Records with interface code:
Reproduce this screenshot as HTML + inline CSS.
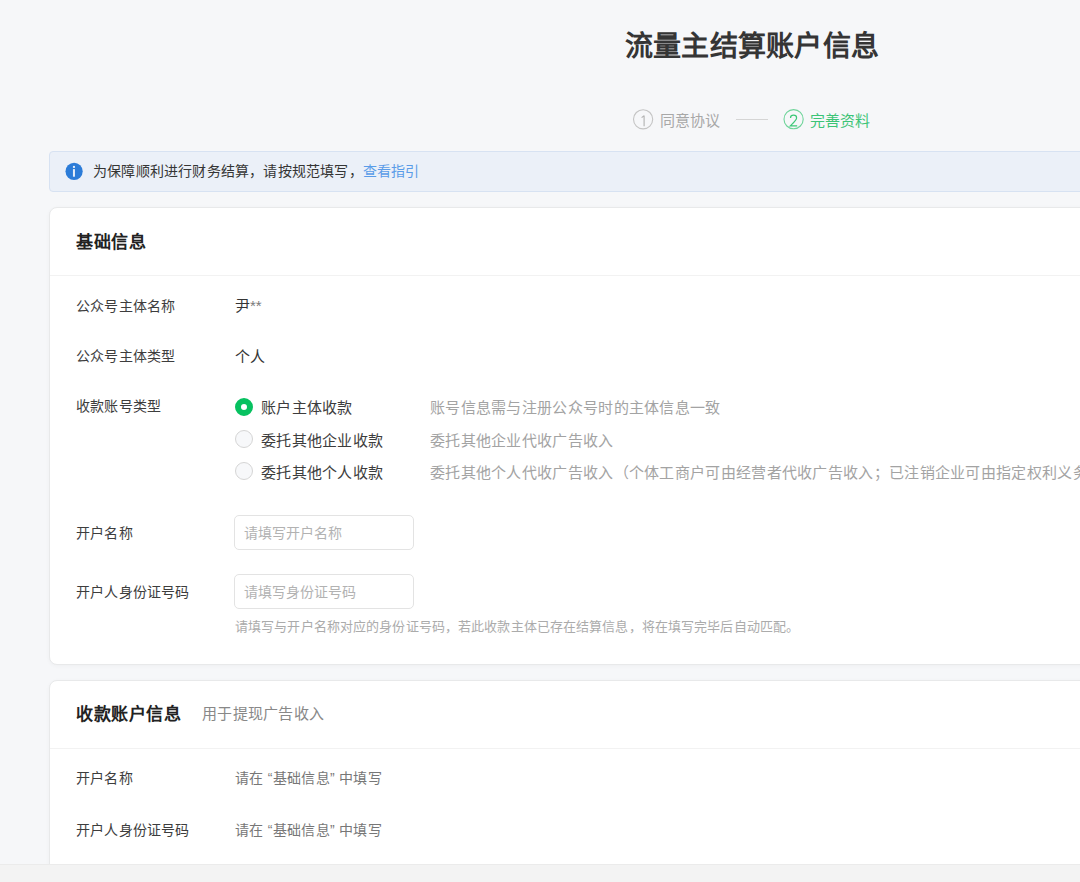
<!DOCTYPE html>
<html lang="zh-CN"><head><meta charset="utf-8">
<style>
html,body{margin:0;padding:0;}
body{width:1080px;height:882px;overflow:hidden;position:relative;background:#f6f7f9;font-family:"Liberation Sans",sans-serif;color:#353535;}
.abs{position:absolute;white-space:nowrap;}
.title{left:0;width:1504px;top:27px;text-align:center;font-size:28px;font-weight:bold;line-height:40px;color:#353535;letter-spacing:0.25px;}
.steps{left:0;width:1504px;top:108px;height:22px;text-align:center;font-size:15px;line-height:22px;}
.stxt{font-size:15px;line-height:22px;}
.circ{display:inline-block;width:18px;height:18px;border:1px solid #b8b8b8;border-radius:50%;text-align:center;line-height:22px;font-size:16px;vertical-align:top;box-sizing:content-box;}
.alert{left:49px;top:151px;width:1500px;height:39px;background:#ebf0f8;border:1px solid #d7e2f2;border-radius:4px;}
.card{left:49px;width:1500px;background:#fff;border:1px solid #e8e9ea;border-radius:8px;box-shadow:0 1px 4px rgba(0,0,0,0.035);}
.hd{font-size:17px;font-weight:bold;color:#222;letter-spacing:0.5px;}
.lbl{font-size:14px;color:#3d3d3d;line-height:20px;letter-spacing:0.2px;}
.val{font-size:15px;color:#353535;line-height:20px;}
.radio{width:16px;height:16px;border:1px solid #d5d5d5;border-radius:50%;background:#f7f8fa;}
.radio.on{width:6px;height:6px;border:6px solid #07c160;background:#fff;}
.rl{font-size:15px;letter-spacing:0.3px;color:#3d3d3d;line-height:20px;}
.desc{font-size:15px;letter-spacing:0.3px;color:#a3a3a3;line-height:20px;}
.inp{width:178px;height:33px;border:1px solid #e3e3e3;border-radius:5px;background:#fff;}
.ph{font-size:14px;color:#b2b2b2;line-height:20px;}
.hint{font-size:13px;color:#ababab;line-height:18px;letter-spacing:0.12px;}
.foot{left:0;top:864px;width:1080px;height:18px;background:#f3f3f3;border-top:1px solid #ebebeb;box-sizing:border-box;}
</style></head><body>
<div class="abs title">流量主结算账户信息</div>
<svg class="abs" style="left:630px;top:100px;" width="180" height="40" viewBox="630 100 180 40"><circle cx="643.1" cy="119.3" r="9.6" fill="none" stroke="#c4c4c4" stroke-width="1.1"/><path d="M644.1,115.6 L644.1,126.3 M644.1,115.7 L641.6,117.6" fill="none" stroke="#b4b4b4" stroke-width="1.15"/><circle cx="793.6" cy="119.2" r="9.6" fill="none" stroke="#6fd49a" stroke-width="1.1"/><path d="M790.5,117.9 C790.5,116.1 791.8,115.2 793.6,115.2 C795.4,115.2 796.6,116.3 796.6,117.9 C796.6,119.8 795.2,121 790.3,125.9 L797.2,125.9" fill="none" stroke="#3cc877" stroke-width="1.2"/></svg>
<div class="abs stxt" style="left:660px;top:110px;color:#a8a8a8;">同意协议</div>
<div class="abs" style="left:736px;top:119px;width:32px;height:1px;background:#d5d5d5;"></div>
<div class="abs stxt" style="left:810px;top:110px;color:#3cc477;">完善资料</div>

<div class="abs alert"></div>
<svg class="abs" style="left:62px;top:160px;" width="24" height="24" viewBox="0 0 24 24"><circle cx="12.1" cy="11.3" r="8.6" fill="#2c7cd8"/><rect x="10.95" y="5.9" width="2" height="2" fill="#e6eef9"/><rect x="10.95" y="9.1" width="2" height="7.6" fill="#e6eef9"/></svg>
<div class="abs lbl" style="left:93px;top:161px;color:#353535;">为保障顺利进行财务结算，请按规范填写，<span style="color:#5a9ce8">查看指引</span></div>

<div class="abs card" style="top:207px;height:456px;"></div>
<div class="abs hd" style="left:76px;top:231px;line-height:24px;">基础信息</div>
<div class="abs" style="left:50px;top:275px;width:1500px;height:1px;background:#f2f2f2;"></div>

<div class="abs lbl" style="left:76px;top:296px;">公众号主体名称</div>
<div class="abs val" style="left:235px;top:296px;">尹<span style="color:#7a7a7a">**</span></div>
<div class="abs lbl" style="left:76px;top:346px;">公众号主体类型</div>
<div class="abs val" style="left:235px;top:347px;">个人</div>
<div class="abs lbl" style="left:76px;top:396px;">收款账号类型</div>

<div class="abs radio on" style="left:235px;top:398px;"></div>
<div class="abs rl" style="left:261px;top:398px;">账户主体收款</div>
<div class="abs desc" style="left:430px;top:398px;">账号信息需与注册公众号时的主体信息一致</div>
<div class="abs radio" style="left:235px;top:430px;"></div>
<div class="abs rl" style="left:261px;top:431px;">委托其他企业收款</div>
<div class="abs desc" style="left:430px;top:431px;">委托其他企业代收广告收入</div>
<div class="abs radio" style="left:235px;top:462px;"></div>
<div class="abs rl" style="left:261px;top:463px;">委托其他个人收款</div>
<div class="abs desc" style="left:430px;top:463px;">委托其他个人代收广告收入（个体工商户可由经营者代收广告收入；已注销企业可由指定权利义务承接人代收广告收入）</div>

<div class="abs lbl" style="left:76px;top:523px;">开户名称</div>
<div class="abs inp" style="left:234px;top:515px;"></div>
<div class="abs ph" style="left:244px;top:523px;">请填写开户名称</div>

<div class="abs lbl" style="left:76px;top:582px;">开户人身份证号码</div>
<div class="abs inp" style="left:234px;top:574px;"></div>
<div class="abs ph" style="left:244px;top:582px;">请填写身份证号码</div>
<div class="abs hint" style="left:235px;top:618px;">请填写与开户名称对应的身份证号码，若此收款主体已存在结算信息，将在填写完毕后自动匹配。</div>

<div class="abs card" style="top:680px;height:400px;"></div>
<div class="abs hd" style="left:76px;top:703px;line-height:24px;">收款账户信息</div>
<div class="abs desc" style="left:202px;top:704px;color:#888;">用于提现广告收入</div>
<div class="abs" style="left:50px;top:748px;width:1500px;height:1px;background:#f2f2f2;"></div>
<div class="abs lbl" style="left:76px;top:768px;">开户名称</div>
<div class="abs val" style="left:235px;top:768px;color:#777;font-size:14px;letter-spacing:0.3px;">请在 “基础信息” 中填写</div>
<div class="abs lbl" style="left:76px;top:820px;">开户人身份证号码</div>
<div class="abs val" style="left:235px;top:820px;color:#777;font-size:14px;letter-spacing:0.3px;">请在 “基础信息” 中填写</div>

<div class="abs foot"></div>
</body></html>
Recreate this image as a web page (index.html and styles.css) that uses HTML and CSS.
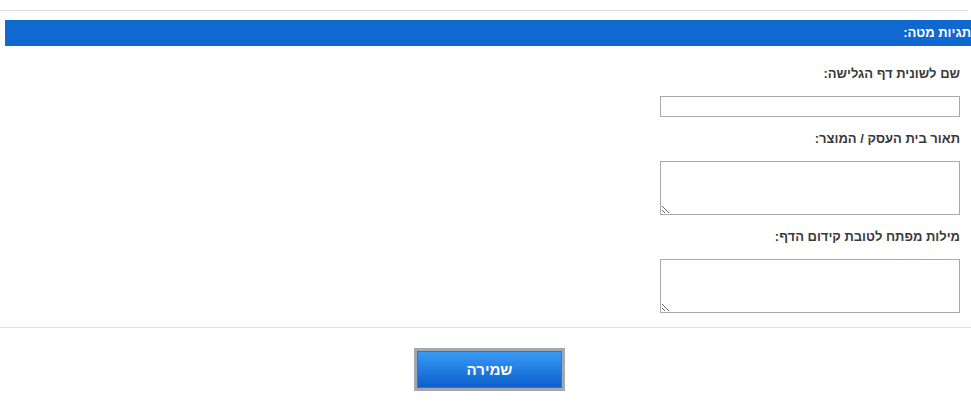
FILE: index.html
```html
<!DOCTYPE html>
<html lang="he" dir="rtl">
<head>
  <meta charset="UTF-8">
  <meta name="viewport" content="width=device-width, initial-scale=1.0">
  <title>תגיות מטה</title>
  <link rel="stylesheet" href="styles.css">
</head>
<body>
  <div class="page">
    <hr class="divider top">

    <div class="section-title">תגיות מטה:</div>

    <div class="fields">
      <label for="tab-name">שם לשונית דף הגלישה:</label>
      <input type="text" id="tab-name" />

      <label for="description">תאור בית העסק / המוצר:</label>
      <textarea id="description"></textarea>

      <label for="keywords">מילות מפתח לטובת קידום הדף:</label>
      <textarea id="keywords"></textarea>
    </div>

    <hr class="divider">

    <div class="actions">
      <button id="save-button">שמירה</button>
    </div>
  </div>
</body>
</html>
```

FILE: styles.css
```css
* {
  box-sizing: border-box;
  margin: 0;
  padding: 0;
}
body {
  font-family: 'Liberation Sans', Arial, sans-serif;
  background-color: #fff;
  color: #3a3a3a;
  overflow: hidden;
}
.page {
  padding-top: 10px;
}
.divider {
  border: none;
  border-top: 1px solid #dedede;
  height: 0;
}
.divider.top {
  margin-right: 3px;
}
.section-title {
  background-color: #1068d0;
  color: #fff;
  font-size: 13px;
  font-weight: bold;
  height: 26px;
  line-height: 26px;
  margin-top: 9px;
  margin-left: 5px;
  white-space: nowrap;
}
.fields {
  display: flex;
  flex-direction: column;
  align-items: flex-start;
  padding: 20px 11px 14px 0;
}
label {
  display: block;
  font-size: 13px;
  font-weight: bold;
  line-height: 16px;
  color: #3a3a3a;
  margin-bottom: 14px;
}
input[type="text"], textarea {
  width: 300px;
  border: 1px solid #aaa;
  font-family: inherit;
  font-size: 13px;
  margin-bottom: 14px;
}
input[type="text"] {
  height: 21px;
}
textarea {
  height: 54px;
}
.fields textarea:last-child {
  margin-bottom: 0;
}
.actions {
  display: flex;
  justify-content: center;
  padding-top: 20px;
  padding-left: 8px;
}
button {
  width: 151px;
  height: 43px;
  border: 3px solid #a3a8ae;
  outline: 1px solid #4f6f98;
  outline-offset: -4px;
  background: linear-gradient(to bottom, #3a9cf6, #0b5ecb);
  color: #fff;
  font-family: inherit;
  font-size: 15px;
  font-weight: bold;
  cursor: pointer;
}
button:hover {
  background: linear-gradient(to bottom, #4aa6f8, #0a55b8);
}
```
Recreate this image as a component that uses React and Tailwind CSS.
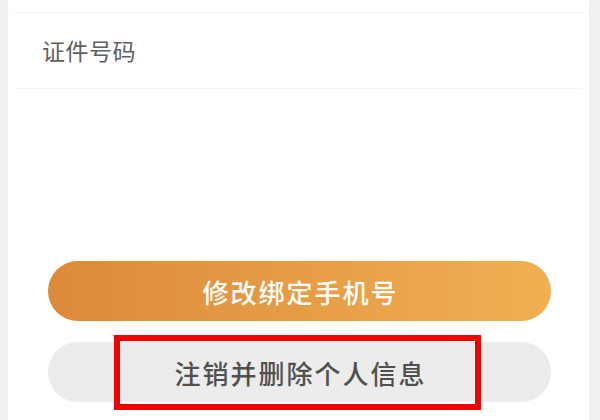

■ **EXERCISE PROMPT**: Write out every line of the data that holds the word "image".

■ **EXERCISE RESPONSE**:
Recreate this image as a web page (index.html and styles.css) that uses HTML and CSS.
Recreate this image as a component that uses React and Tailwind CSS.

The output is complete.